Nesmith performs it on acoustic guitar in the vocal style he favoured at that time – narratorial, resisting untrammelled pop melodicism in the delivery, and with a clipped, even professorial tone to the voice, typified by his habit of pronouncing the definite article as ‘thee‘ regardless of context. He is accompanied on the track – as he is throughout 11 of the album’s 12 tracks – by his constant comrade in the post-Monkees years, pedal steel player Orville OJ ‘Red’ Rhodes, who gets a namecheck (‘Oh, go Red’) before his solo. His vocal is very direct and conversational, best heard on the line ‘settle down with him and I know that you’ll be happy’. It is a much more reflective and personal piece in this form, designed to travel a short distance from one person’s mind to another’s heart – a conversation piece. It restores the gender dynamic upturned by the Stone Poneys version – the boy tells the girl that he’s not saying she ain’t pretty – and the irresistible logic of the lyric is given a quieter and more focussed setting, an atmosphere as calm yet as troubling as the album’s curio of a gatefold sleeve picture.
The song is revealed as Dylanesque in its lyrical flow and its musical progressions, and also connects up with something Nesmith said much later about ‘St Matthew’, a song that lay unissued for many years, recorded in late 1967 and again in 1968. He commented that the song was an attempt to write like Dylan and it pulls the gender reversal trick that was working nicely for the Stone Poneys version of ‘Different Drum’ at exactly that time – late ‘67 going into ‘68. Coincidence? Probably, but an instructive and intriguing one – ‘she calls herself St Matthew and she is on the run’. The female , masquerading as male, is helping herself to the freedoms afforded to the man and this echoes the shock of hearing the doe-eyed Ronstadt say she is out of the door – ‘so goodbye, I’m a-leavin’ ‘. It’s a song for a man brought to life by a woman.
Live, Nesmith has tended to retain the Hits solo arrangement, solo sans the pedal steel. However we have a souvenir of a late blossoming of the relationship between Nesmith and Rhodes on the beautifully recorded appearance at the Britt Festival, Jacksonville, Oregon on the 19th of June 1992. The show eventually emerged on double CD and DVD in 1999 and 2001 respectively. This was his last in concert performance with Red Rhodes who passed away in August 1995 aged 64. Ironically Rhodes did not play on the version of ‘Different Drum’ which provided the evening’s closing song, but Nesmith acknowledged the debt to Ms Ronstadt, tipping his hat to her by saying ‘With apologies and special thanks to Linda, and a fond goodnight to y’all’ .

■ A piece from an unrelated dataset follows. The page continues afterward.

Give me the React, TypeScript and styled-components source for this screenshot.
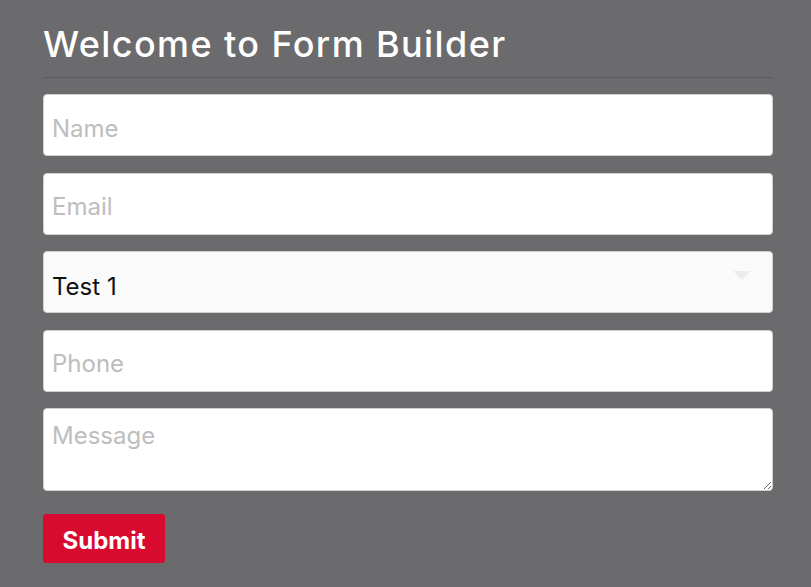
import React from 'react';
import styled, { createGlobalStyle } from 'styled-components';

const GlobalStyle = createGlobalStyle`
  html, body {
    margin: 0;
    padding: 0;
    background: #6b6b6d;
    font-family: Inter, "Open Sans", sans-serif;
  }
`;

const Page = styled.div`
  width: 811px;
  height: 587px;
  background: #6b6b6d;
  box-sizing: border-box;
  padding: 23px 38px 0 43px;
  overflow: hidden;
`;

const Title = styled.h1`
  margin: 0;
  padding-bottom: 12px;
  border-bottom: 1px solid #5e5e60;
  color: #ffffff;
  font-family: Inter, sans-serif;
  font-size: 36px;
  font-weight: 500;
  line-height: 42px;
  letter-spacing: 1.4px;
`;

const Form = styled.form`
  display: flex;
  flex-direction: column;
  gap: 16.5px;
  margin-top: 16px;
`;

const fieldBase = `
  box-sizing: border-box;
  width: 730px;
  border: 1px solid #d0d0d0;
  border-radius: 4px;
  padding: 6px 8px 0;
  font-family: Inter, sans-serif;
  font-size: 24px;
  color: #111;
  outline: none;
  &::placeholder {
    color: #bdbdbd;
  }
`;

const Input = styled.input`
  ${fieldBase}
  height: 62px;
  background: #ffffff;
`;

const SelectWrap = styled.div`
  position: relative;
  width: 730px;
`;

const Select = styled.select`
  ${fieldBase}
  height: 62px;
  padding-top: 8px;
  background: #fafafa;
  appearance: none;
  -webkit-appearance: none;
`;

const Arrow = styled.span`
  position: absolute;
  right: 22px;
  top: 20px;
  width: 0;
  height: 0;
  border-left: 9px solid transparent;
  border-right: 9px solid transparent;
  border-top: 9px solid #ececec;
  pointer-events: none;
`;

const TextArea = styled.textarea`
  ${fieldBase}
  height: 83px;
  padding-top: 12px;
  background: #ffffff;
  resize: vertical;
  display: block;
`;

const SubmitButton = styled.button`
  align-self: flex-start;
  width: 122px;
  height: 49px;
  margin-top: 6px;
  padding-top: 5px;
  border: none;
  border-radius: 3px;
  background: #d80a2f;
  color: #ffffff;
  font-family: Inter, sans-serif;
  font-size: 24px;
  font-weight: 700;
  cursor: pointer;
`;

export default function App() {
  return (
    <>
      <GlobalStyle />
      <Page>
        <Title>Welcome to Form Builder</Title>
        <Form onSubmit={(e) => e.preventDefault()}>
          <Input type="text" placeholder="Name" />
          <Input type="email" placeholder="Email" />
          <SelectWrap>
            <Select defaultValue="test1">
              <option value="test1">Test 1</option>
              <option value="test2">Test 2</option>
            </Select>
            <Arrow />
          </SelectWrap>
          <Input type="tel" placeholder="Phone" />
          <TextArea placeholder="Message" />
          <SubmitButton type="submit">Submit</SubmitButton>
        </Form>
      </Page>
    </>
  );
}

The song was not given a concert airing again until his 2012 UK tour debuted a rather fetching Parisienne-street cafe style arrangement, 3/4 time and an accordion-style keyboard part. This is the arrangement you can hear on his 2014 live album Movies Of The Mind . Sitting in the third row at the show at the Royal Northern College of Music in Manchester on October 29th 2012, it was clear that this version exercised his attention – carefully coaxing the chords from his acoustic 12-string, concentratedly focussed on the lyric, the vocal line observing the beat of a different rhythm now. The wistful melancholy of the song is somehow foregrounded ; it may be something we hear in the singer’s voice, or the fin-de-siecle arrangement, but the couple in the movie of the mind this version shoots somehow feel much older.
As is often the case nowadays, someone filmed this very show and put it on the internet. So now you can sit next to me, all those years ago, and hear what I heard, see what I saw.
Covers? Well now.
The song went underground for some years after Nesmith’s version appeared until the generation of younger musicians who had heard the hit version as children started to take to the stage and draw upon the influential songs of their youth – so we had indie darlings like The Lemonheads turning in a sterling 1990 cover, cranked up really high and deliberately scorching the edges but keeping the Stone Poneys structure and country-pop heart intact, to the extent of slyly keeping the song addressed to a boy.
In 2006 Matthew Sweet and Susannah Hoffs of The Bangles brought the song some Lee Hazelwood and Nancy Sinatra action in their guise as ‘Sid ‘n’ Susie’ on the first of their series of Under The Covers albums, bespoke collections of their covers of classic pop songs – by then ‘Different Drum’ really had joined the canon, undoubtedly thanks to Ronstadt’s performance in 1967, one which the song’s composer said in 2013 “infused it with a new level of passion and sensuality”.
Finally, when Linda Ronstadt was inducted into the Rock and Roll Hall Of Fame in 2014 the citation came courtesy of her old guitar player Glenn Frey but she was ‘sung in’ by Carrie Underwood who sang ‘Different Drum’, note for plangent note. She was welcomed in not via the easy rhythms of her famous and era-defining 70’s material for Asylum. No; it was to the beat of that old different drum. Nesmith was right to tip his hat at the Britt Festival; it’s her song now.